In Ganita Manjari Class 9 Chapter 2 Exercise 2.4, students work with plant height, mobile phone value, village population and prepaid balance. These examples show how linear polynomial Class 9 concepts are used in real-life situations. The solutions below explain each answer step by step so students can understand linear growth Class 9, linear decay Class 9 and related algebraic expressions Class 9 clearly.

Key Takeaways

Linear Growth: A quantity increases by the same amount at equal intervals.
Linear Decay: A quantity decreases by the same amount at equal intervals.
Table of Values: Tables show how a linear expression changes over time.
Zero Value: In decay questions, setting the expression equal to 0 gives the time when the quantity runs out.
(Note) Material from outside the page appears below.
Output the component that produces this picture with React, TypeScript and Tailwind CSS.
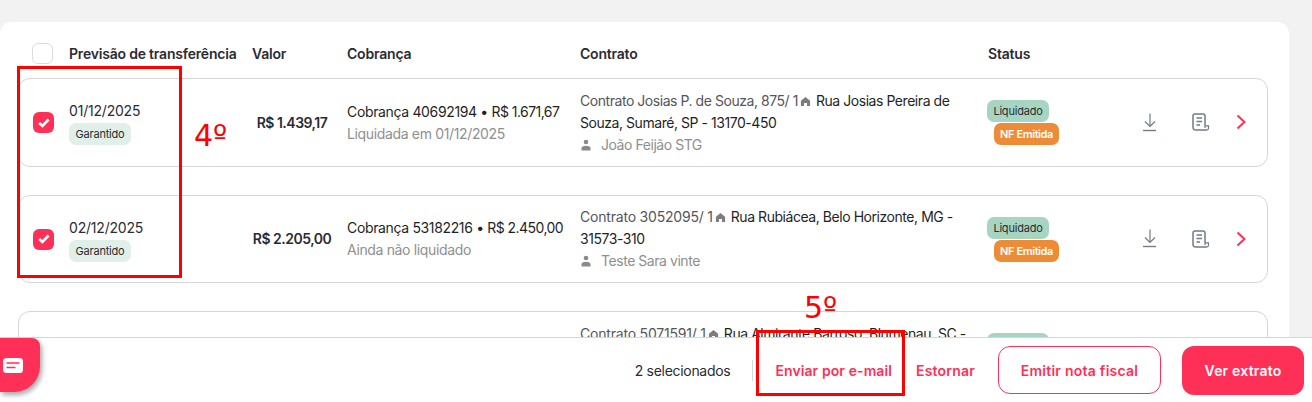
import type { ReactNode } from "react";

type Row = {
  date: string;
  valor: string;
  cobranca: string;
  total: string;
  liquidacao: string;
  contrato: string;
  contratoClass: string;
  endereco: string;
  pessoa: string;
  checked: boolean;
};

const rows: Row[] = [
  {
    date: "01/12/2025",
    valor: "R$ 1.439,17",
    cobranca: "Cobrança 40692194",
    total: "R$ 1.671,67",
    liquidacao: "Liquidada em 01/12/2025",
    contrato: "Contrato Josias P. de Souza, 875/ 1",
    contratoClass: "tracking-[-0.45px]",
    endereco: "Rua Josias Pereira de Souza, Sumaré, SP - 13170-450",
    pessoa: "João Feijão STG",
    checked: true,
  },
  {
    date: "02/12/2025",
    valor: "R$ 2.205,00",
    cobranca: "Cobrança 53182216",
    total: "R$ 2.450,00",
    liquidacao: "Ainda não liquidado",
    contrato: "Contrato 3052095/ 1",
    contratoClass: "tracking-[-0.2px]",
    endereco: "Rua Rubiácea, Belo Horizonte, MG - 31573-310",
    pessoa: "Teste Sara vinte",
    checked: true,
  },
  {
    date: "03/12/2025",
    valor: "R$ 1.120,00",
    cobranca: "Cobrança 50715910",
    total: "R$ 1.300,00",
    liquidacao: "Ainda não liquidado",
    contrato: "Contrato 5071591/ 1",
    contratoClass: "tracking-[-0.2px]",
    endereco: "Rua Almirante Barroso, Blumenau, SC - 89035-400",
    pessoa: "Teste",
    checked: false,
  },
];

function HomeIcon() {
  return (
    <svg viewBox="0 0 12 12" className="ml-[2px] mr-[5px] inline-block h-[11px] w-[11px] align-[-1px] text-[#7d7d7d]" fill="currentColor">
      <path d="M6 1 11 5.200V11H7.600V7.600H4.400V11H1V5.200Z" />
    </svg>
  );
}

function PersonIcon() {
  return (
    <svg viewBox="0 0 12 12" className="h-[12px] w-[12px] text-[#8a8a8a]" fill="currentColor">
      <circle cx="6" cy="3" r="2.300" />
      <path d="M1.500 11.500V9.300C1.500 7.800 3 6.800 6 6.800s4.500 1 4.500 2.500v2.200Z" />
    </svg>
  );
}

function DownloadIcon() {
  return (
    <svg viewBox="0 0 16 19" className="h-[19px] w-[16px] text-[#737b86]" fill="none" stroke="currentColor" strokeWidth="1.200">
      <path d="M8 0.500V13.500M3 8.500l5 5 5-5" />
      <path d="M1 17.500h13" strokeWidth="1.400" />
    </svg>
  );
}

function DocIcon() {
  return (
    <svg viewBox="0 0 18 18" className="h-[18px] w-[18px] text-[#737b86]" fill="none" stroke="currentColor" strokeWidth="1.500">
      <path d="M13 12.500V3a2 2 0 0 0-2-2H3a2 2 0 0 0-2 2v11.500a2.500 2.500 0 0 0 2.500 2.500H15" strokeLinejoin="round" />
      <path d="M4.500 5h5.500M4.500 8.500h5.500M4.500 12h3.500" />
      <path d="M13 15v-2.200h3.500V15a2 2 0 0 1-1.500 2" strokeWidth="1.200" />
    </svg>
  );
}

function ChevronIcon() {
  return (
    <svg viewBox="0 0 10 16" className="h-[16px] w-[10px] text-[#ff3057]" fill="none" stroke="currentColor" strokeWidth="2">
      <path d="M1.500 1.500 8.500 8l-7 6.500" />
    </svg>
  );
}

function Checkbox({ checked }: { checked: boolean }) {
  if (!checked) {
    return <div className="h-[21px] w-[21px] rounded-[6px] border border-[#dcdcdc] bg-white" />;
  }
  return (
    <div className="flex h-[21px] w-[21px] items-center justify-center rounded-[6px] bg-[#ff3057]">
      <svg viewBox="0 0 12 10" className="h-[10px] w-[12px]" fill="none" stroke="white" strokeWidth="2.600">
        <path d="M1.200 5 4.400 8l6.200-6.500" />
      </svg>
    </div>
  );
}

function Pill({ className, children }: { className: string; children: ReactNode }) {
  return (
    <span className={`flex h-[22px] items-center justify-center rounded-[7px] text-[11px] ${className}`}>
      {children}
    </span>
  );
}

function ContractRow({ row }: { row: Row }) {
  return (
    <div className="grid h-[88.5px] shrink-0 grid-cols-[50px_183px_95px_233px_408px_1fr] items-center rounded-[12px] border border-[#d6d6d6] bg-white">
      <div className="pl-[14px] pt-[1px]">
        <Checkbox checked={row.checked} />
      </div>
      <div className="flex flex-col items-start">
        <span className="text-[14px] leading-[24px] text-[#2b2b33]">{row.date}</span>
        <Pill className="w-[62px] bg-[#e0efe8] text-[#2b2b33]">Garantido</Pill>
      </div>
      <div className="w-[80px] whitespace-nowrap text-center text-[14px] font-semibold tracking-[-0.5px] text-[#2b2b33]">{row.valor}</div>
      <div className="pt-[0.5px] text-[14px] leading-[22px] tracking-[-0.35px]">
        <div className="whitespace-nowrap text-[#1f1f26]">
          {row.cobranca} • <span className="tracking-[-0.55px]">{row.total}</span>
        </div>
        <div className="text-[#8f8f8f]">{row.liquidacao}</div>
      </div>
      <div className="w-[395px] pt-[0.5px] text-[14px] leading-[22px] tracking-[-0.45px] text-[#1f1f26]">
        <div>
          <span className={`text-[#55555c] ${row.contratoClass}`}>{row.contrato}</span>
          <HomeIcon />
          {row.endereco}
        </div>
        <div className="flex items-center gap-[9px] text-[#8f8f8f]">
          <PersonIcon />
          {row.pessoa}
        </div>
      </div>
      <div className="flex items-center">
        <div className="flex w-[72px] -translate-x-[1px] flex-col items-start gap-[1px] pt-[1px]">
          <Pill className="w-[62px] bg-[#a8d5c2] text-[#2b2b33]">Liquidado</Pill>
          <Pill className="ml-[7px] w-[65px] bg-[#ee8b36] font-semibold tracking-[-0.4px] text-white">NF Emitida</Pill>
        </div>
        <div className="ml-[82px] flex items-center">
          <DownloadIcon />
          <div className="ml-[34px]">
            <DocIcon />
          </div>
          <div className="ml-[26px]">
            <ChevronIcon />
          </div>
        </div>
      </div>
    </div>
  );
}

export default function App() {
  return (
    <div className="relative h-[402px] w-full overflow-hidden bg-[#f2f2f2] font-['Inter',sans-serif] tracking-[-0.2px]">
      <div className="mt-[22px] h-[380px] w-[1289px] rounded-t-[12px] bg-white px-[18px]">
        <div className="grid h-[56px] w-[1250px] grid-cols-[51px_183px_95px_233px_408px_1fr] items-center pt-[6px] text-[14px] font-semibold text-[#2b2b33]">
          <div className="pl-[14px]">
            <Checkbox checked={false} />
          </div>
          <div>Previsão de transferência</div>
          <div>Valor</div>
          <div>Cobrança</div>
          <div>Contrato</div>
          <div>Status</div>
        </div>
        <div className="flex w-[1250px] flex-col gap-[28px]">
          {rows.map((r) => (
            <ContractRow key={r.date} row={r} />
          ))}
        </div>
      </div>

      {/* barra fixa de ações */}
      <div className="absolute inset-x-0 bottom-0 flex h-[65px] items-center justify-end border-t border-[#d6d6d6] bg-white pr-[8px] text-[14px]">
        <span className="tracking-[-0.3px] text-[#2b2b33]">2 selecionados</span>
        <span className="ml-[22px] h-[21px] w-px bg-[#d6d6d6]" />
        <button className="ml-[22px] font-semibold tracking-[0.1px] text-[#ff3057]">Enviar por e-mail</button>
        <button className="ml-[24px] font-semibold tracking-[0.2px] text-[#ff3057]">Estornar</button>
        <button className="ml-[23px] h-[48px] w-[163px] rounded-[12px] border border-[#ff3057] font-semibold tracking-[0.25px] text-[#ff3057]">
          Emitir nota fiscal
        </button>
        <button className="ml-[21px] h-[49px] w-[122px] rounded-[12px] bg-[#ff3057] font-semibold tracking-[0.2px] text-white">
          Ver extrato
        </button>
      </div>

      {/* botão do chat */}
      <div className="absolute left-0 top-[338px] flex h-[54px] w-[40px] items-center rounded-tr-[8px] rounded-br-[26px] bg-[#ff3057] pl-[3px] shadow-[2px_3px_5px_rgba(0,0,0,0.35)]">
        <svg viewBox="0 0 20 15" className="h-[15px] w-[20px]">
          <rect width="20" height="15" rx="3.500" fill="white" />
          <path d="M3.500 5h13M3.500 9.500h9" stroke="#ff3057" strokeWidth="1.300" />
        </svg>
      </div>

      {/* marcações em vermelho */}
      <div className="absolute left-[17px] top-[66px] h-[212px] w-[165px] border-[3px] border-[#ff0000]" />
      <div className="absolute left-[756px] top-[330px] h-[66px] w-[149px] border-[3px] border-[#ff0000]" />
      <span className="absolute left-[194px] top-[116px] font-['DejaVu_Sans',sans-serif] text-[30px] font-normal leading-[40px] tracking-normal text-[#ff0000]">4º</span>
      <span className="absolute left-[804px] top-[288px] font-['DejaVu_Sans',sans-serif] text-[30px] font-normal leading-[40px] tracking-normal text-[#ff0000]">5º</span>
    </div>
  );
}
Class 9 Maths Ganita Manjari Chapter 2 Exercise 2.4 Solutions Structure 2026

Exercise No. Topic Question Count
Exercise 2.4 Plant height and linear growth 1
Exercise 2.4 Mobile phone value and linear decay 1
Exercise 2.4 Village population growth 1
Exercise 2.4 Prepaid balance decay 1

Class 9 Maths Ganita Manjari Chapter 2 Exercise 2.4 Solutions

Exercise Set 2.4 is based on the idea that a linear expression can model growth or decline.

A situation shows linear growth when a quantity increases by a fixed amount over equal intervals. A situation shows linear decay when a quantity decreases by a fixed amount over equal intervals. These Class 9 Maths linear growth and decay answers help students practise how to make tables, write expressions and identify whether a pattern is increasing or decreasing.

Exercise 2.4 Question 1

Suppose a plant has height 1.75 feet and it grows by 0.5 feet each month.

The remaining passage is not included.